The rent, the team inform, is five times less than in Moscow, even after the rouble’s devaluation in December. So there appears to be an added economic advantage to establishing themselves in Riga. Meduza get around censorship by channeling Russian speaking news into Russia through the App store, which for the time being at least is beyond the pale of government censorship.
For the most part, Meduza’s stories are aggregated and translated from a variety of sources, but they also feature some of their own reporting from their reporters still operating within Russia.
In February, Meduza launched its own English-language newswire service, translating stories and channelling them back the other way — offering insights from the Russian world that go beyond those promoted by the state newswire service, TASS, and offer a less Western view of Russia than Western publications.
“We are not a Baltic voice,” continues Kolpakov. “We are a Russian voice.” And Kolpakov denies that they themselves are propagandists. “We are not the voice of the opposition,” Kolpakov continues, slightly perturbed even to be asked such a question. “We are not counter-propaganda. We are the voice of a clear mind. And that’s why a lot of people hate us.”
This flags up a problem inherent in the idea of information war, which is that it forces a choice of sides, and leaves media organisations in a difficult situation: if you reject one point of view, you can be criticised for being a propagandist for the other.
“It’s a problem to think about Russia as a rival because nobody wants to speak to the other side anymore,” says Ilya Krasilchik, Meduza’s publisher, sitting in Meduza’s glass pannelled editorial boardroom. “What is the goal? To have an enemy who controls a gigantic territory in Europe and Asia and is armed with nuclear weapons?”
At a meeting this March, EU leaders unveiled plans to set up a crack team of PR gurus in Brussels. Its aim, according to a description percolating amongst EU officials, and which was seen by Reuters, is to “develop an EU narrative through key messages, articles, op-eds, factsheets, infographics, including material in the Russian language.” Other possibilities include the creation of an EU-wide Russian-language news channel.
But this is seen as the wrong move in the Meduza office. In the opinion of both Kolpakov and Krasilchik, the European Union would be unwise to opt for an EU wide Russian speaking channel, because anyway it won’t work. The only true solution for them through the rise of new independent media which is both economically viable and reports the facts.
“This channel would be very expensive,” says Krasilchik. “and if Europe has money to help out TV channels, they can help ... Dozhd for example … they don’t have any money right now so it would be much more cheaper and effective to help fund a TV channel that already exists.”

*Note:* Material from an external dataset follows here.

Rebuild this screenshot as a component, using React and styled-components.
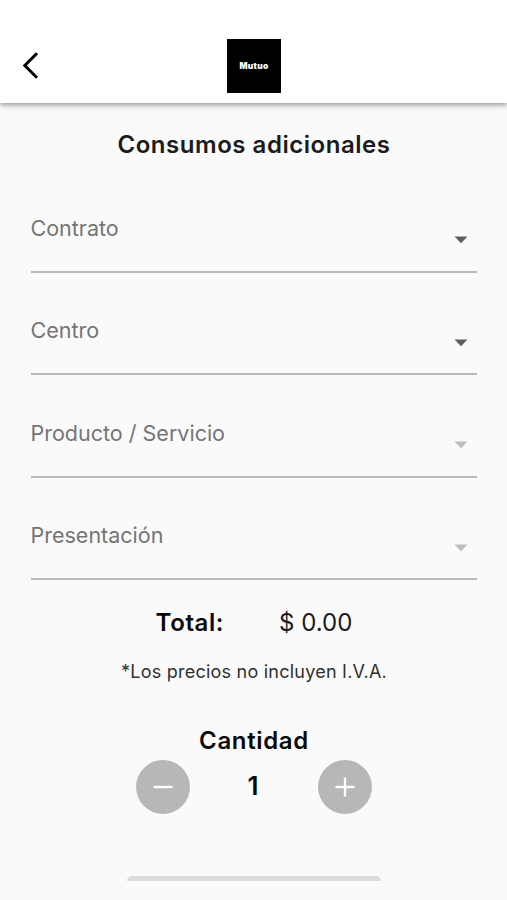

On the subject of funding, the Meduza team are, however, rather coy. They declined to speak about who is funding the project, though it is widely seen to be a project of Russian opposition figure Mikhail Khodorkovsky. They mention how they are looking to become a viable business to stand on their own feet, and have discussed the idea of crowdfunding. They are also concerned that some of their backers are still living in Russia and there would be repercussions for them for backing a news channel that was not supportive of the Putin regime.
“Besides,” says Krasilchik. “Saying we’re looking for money is just not good advertising for a new channel.”
Wiggle room for satire
Estonia’s capital Tallinn is also fast becoming a tempting destination for opposition politicians and journalists, not only from Russia but also Belarus. One such channel that has just received funding from the Danish government to establish itself in Tallinn is aru.tv. Aru.tv is a web TV channel aimed at the Russian-speaking population of Belarus, Ukraine and the Baltic States, which aims to deliver news alongside satire in order to weaken the strength of the Lukashenko dictatorship in Belarus and Putin’s regime in the Kremlin.
“Satire is one of the most effective tool against propaganda,” explains Pavel Morozov, the director of aru.tv. “While propaganda decreases critical thinking, I think satire and humour has the opposite effect.”
It’s an idea that Edward Lucas, a senior editor of The Economist, and a prominent opponent of Russia’s and Belarus’s foreign policy, strongly supports: “There’s definitely some wiggle room for satire,” he said at this year’s Snow Meeting, an event put on by the Lithuanian Foreign Ministry and which was attended by Khodorkovsky. A way to “expose the pomposity” of state proceedings in the Kremlin, Lucas continued.
Whether the channel will prove successful is another matter, as aru.tv is still in its early stages and the Belarusian population are hard to reach out to, as the editor in chief of the Belarusian opposition satellite channel Belsat informed The Baltic Times. Though based in Poland, Belsat themselves have a strong presence in Lithuania, owing to Lithuania proximity to Belarus, as well as its large opposition movement living there, centred round the exiled Belarusian university, the European University of Humanities in Vilnius.
“You see, the Baltic States are a good observation post,” insists Morozov, expressing his appreciation of the press freedom on offer. “In Belarus you come to understand that a lot of people want to purchase you or put pressure on you,” he says, insisting that the Baltic States are the best destination for media, because most of all, their governments understand very well all the risks involved for opposition media channels and politicians alike, as was seen earlier this year, with the murder of opposition politician Boris Nemtsov, just a stone’s throw from the Kremlin.